Ezra claims that we shouldn't try to compete with Ireland and Greece on taxation because . . . "But that's nothing compared the odd idea that we have to kick the legs out of our revenue collection in order to fend off challenges from...Greece and Ireland. Operating costs are cheaper in smaller, less advanced countries, and much cheaper in smaller, much less advanced countries." Ireland is the richest country in Europe, except for Luxembourg, which is basically one big tax-advantaged bank. Its per-capita GDP is nearly as high as America's. In 1980, the year before Ireland cut its corporate income tax, the country's GDP was half the size of America's. I agree--why would we want to emulate soaring growth?

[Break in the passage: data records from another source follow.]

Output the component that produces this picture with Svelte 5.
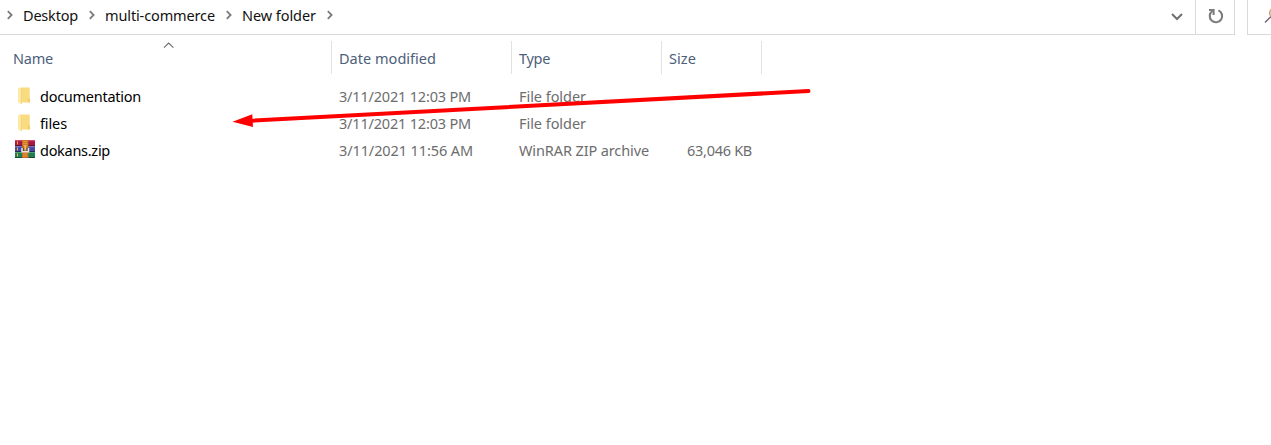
<script>
  const crumbs = [
    { name: 'Desktop', width: 55 },
    { name: 'multi-commerce', width: 110 },
    { name: 'New folder', width: 74 }
  ];
  const columns = [
    { name: 'Name', width: 40 },
    { name: 'Date modified', width: 97 },
    { name: 'Type', width: 31 },
    { name: 'Size', width: 27 }
  ];
  const rows = [
    { icon: 'folder', name: 'documentation', nw: 101, date: '3/11/2021 12:03 PM', dw: 132, type: 'File folder', tw: 67, size: '' },
    { icon: 'folder', name: 'files', nw: 27, date: '3/11/2021 12:03 PM', dw: 132, type: 'File folder', tw: 67, size: '' },
    { icon: 'zip', name: 'dokans.zip', nw: 70, date: '3/11/2021 11:56 AM', dw: 134, type: 'WinRAR ZIP archive', tw: 130, size: '63,046 KB' }
  ];

  // Spreads the letters so that a label takes the given width.
  function fit(node, width) {
    const natural = node.getBoundingClientRect().width;
    node.style.letterSpacing = (width - natural) / node.textContent.length + 'px';
  }
</script>

{#snippet chevron()}
  <svg class="chevron" width="8" height="10" viewBox="0 0 8 10"><path d="M1.8 1.2L5.6 5L1.8 8.8" fill="none" stroke="#7b7b7b" stroke-width="1.8" /></svg>
{/snippet}

<main>
  <header>
    <nav>
      {@render chevron()}
      {#each crumbs as c}
        <span class="crumb"><span class="label" use:fit={c.width}>{c.name}</span></span>
        {@render chevron()}
      {/each}
      <svg class="drop" width="14" height="10" viewBox="0 0 14 10"><path d="M2 2L7 7L12 2" fill="none" stroke="#707070" stroke-width="2" /></svg>
    </nav>
    <div class="refresh">
      <svg width="18" height="18" viewBox="0 0 18 18">
        <path d="M11.4 3.4A6.2 6.2 0 1 1 5.4 4" fill="none" stroke="#7c7c7c" stroke-width="2.1" />
        <path d="M2 3H6.6V8" fill="none" stroke="#7c7c7c" stroke-width="2" />
      </svg>
    </div>
    <div class="search">
      <svg width="18" height="18" viewBox="0 0 18 18"><path d="M1 14.5L7 8.5" stroke="#6b6670" stroke-width="1.5" /><circle cx="10" cy="5" r="4.5" fill="#bcdcf8" stroke="#d59b65" stroke-width="1.2" /></svg>
    </div>
  </header>

  <div class="head grid">
    {#each columns as c, i}
      <div class="th">
        {#if i === 0}
          <svg class="sort" width="12" height="7" viewBox="0 0 12 7"><path d="M1 5.7L5.7 1L10.4 5.7" fill="none" stroke="#6d6d6d" stroke-width="1.1" /></svg>
        {/if}
        <span class="label" use:fit={c.width}>{c.name}</span>
      </div>
    {/each}
  </div>

  <div class="body">
    {#each rows as r}
      <div class="row grid">
        <div class="name">
          {#if r.icon === 'folder'}
            <svg class="icon" width="20" height="20" viewBox="0 0 20 20">
              <path d="M5 1.5H14.7V12L14.9 13V16.5H5Z" fill="#f9db80" />
              <path d="M12.8 12.5H15V16.5H12.8Z" fill="#f2cf6c" />
              <path d="M3 1.5L6.4 3.5V18.5L3 16.3Z" fill="#ffe9a6" />
              <path d="M6.4 4V18" stroke="#efcb6b" stroke-width=".6" />
            </svg>
          {:else}
            <svg class="icon" width="20" height="20" viewBox="0 0 20 20">
              <rect width="20" height="6" fill="#a91842" />
              <rect width="20" height="1.2" fill="#d54970" />
              <rect y="5" width="20" height="1.2" fill="#65102d" />
              <rect y="6" width="20" height="6" fill="#4548a5" />
              <rect y="6" width="20" height="1.2" fill="#7476c7" />
              <rect y="11" width="20" height="1" fill="#26285c" />
              <rect y="12" width="20" height="6" fill="#218052" />
              <rect y="12" width="20" height="1" fill="#4aa575" />
              <rect y="17" width="20" height="1" fill="#164c34" />
              <path d="M2.5 1.5V4.5M2.5 7.5V10.5M2.5 13.5V16.5" stroke="#e6b64c" stroke-width="1" />
              <rect x="7" width="6.5" height="18" fill="#c16b21" />
              <path d="M8 1.3H12.5M8 3.3H12.5M8 5.2H12.5M8 14H12.5M8 16H12.5" stroke="#eba348" stroke-width="1" />
              <path d="M7 8V11.7H13.5V8" fill="#60483a" stroke="#e8e5df" stroke-width="1.6" />
              <rect x="9.3" y="5.2" width="2" height="5.4" fill="#f0ba64" />
            </svg>
          {/if}
          <span class="label" use:fit={r.nw}>{r.name}</span>
        </div>
        <div class="cell"><span class="label" use:fit={r.dw}>{r.date}</span></div>
        <div class="cell"><span class="label" use:fit={r.tw}>{r.type}</span></div>
        <div class="cell size">{#if r.size}<span class="label" use:fit={65}>{r.size}</span>{/if}</div>
      </div>
    {/each}
  </div>

  <svg class="arrow" width="1271" height="445" viewBox="0 0 1271 445">
    <path d="M250 120.8L808.5 91" stroke="#f00" stroke-width="4" stroke-linecap="round" />
    <path d="M232.5 121.8L252.3 114.3L253 127Z" fill="#f00" />
  </svg>
</main>

<style>
  :global(body) { background: #fff; }
  main {
    position: relative;
    height: 445px;
    overflow: hidden;
    background: #fff;
    font: 14.5px/20px "Noto Sans", sans-serif;
    color: #111;
  }
  .label { display: inline-block; white-space: nowrap; }
  header { display: flex; height: 35px; box-sizing: border-box; }
  nav {
    display: flex;
    align-items: center;
    width: 1195px;
    box-sizing: border-box;
    padding: 0 11px 4px 6px;
    border-bottom: 1px solid #d9d9d9;
  }
  .chevron { flex: none; }
  .crumb { margin: 0 10px 0 9px; }
  .drop { margin-left: auto; margin-top: 3px; }
  .refresh {
    width: 40px;
    box-sizing: border-box;
    padding: 7px 0 0 11px;
    border: 1px solid #d9d9d9;
    border-top: 0;
  }
  .search {
    flex: 1;
    overflow: hidden;
    margin-left: 12px;
    padding: 8px 0 0 16px;
    border-left: 1px solid #d9d9d9;
    border-bottom: 1px solid #d9d9d9;
  }
  .grid { display: grid; grid-template-columns: 332px 180px 150px 100px; }
  .head { padding-top: 6px; color: #4c607a; }
  .th {
    position: relative;
    height: 33px;
    box-sizing: border-box;
    padding: 7px 0 0 7px;
    border-right: 1px solid #e2e2e2;
  }
  .th:first-child { padding-left: 13px; }
  .sort { position: absolute; left: 163px; top: 1px; }
  .body { padding-top: 8px; }
  .row { height: 27px; align-items: center; }
  .name { display: flex; align-items: center; padding-left: 15px; color: #000; }
  .icon { margin: 1px 5px 0 0; }
  .cell { padding-left: 7px; color: #6d6d6d; }
  .size { padding: 0 10px 0 0; text-align: right; }
  .arrow { position: absolute; inset: 0; pointer-events: none; }
</style>
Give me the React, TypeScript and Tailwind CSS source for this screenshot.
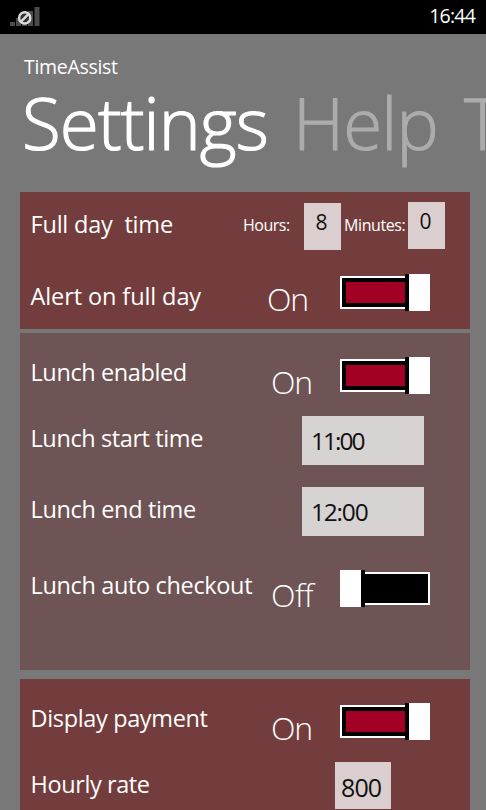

He also argues for narrowing the tax base and raising the rates, though that's probably not how he thinks of it:
I've argued often on this blog that given how much income is concentrated in the hands of the rich, you can cut taxes for the majority of the country, raise taxes on a small slice of wealthy Americans, and raise revenue, even as the average American's tax bill goes down. As Leonhardt argues, the relentless march of wealth accumulation -- the rich getting much richer, year by year -- made this truer in 2008 then it was in 2007, truer in 2007 then in 2006, and a helluva lot truer in 2006 then it was in 1993.
High taxes on a narrow base are about the opposite of optimal tax theory. This is not because economists are mean, cruel people who are primarily interested in serving their corporate overlords, but rather because the narrower the base, and the higher the rates, the more sharply the marginal returns to rate increases diminish.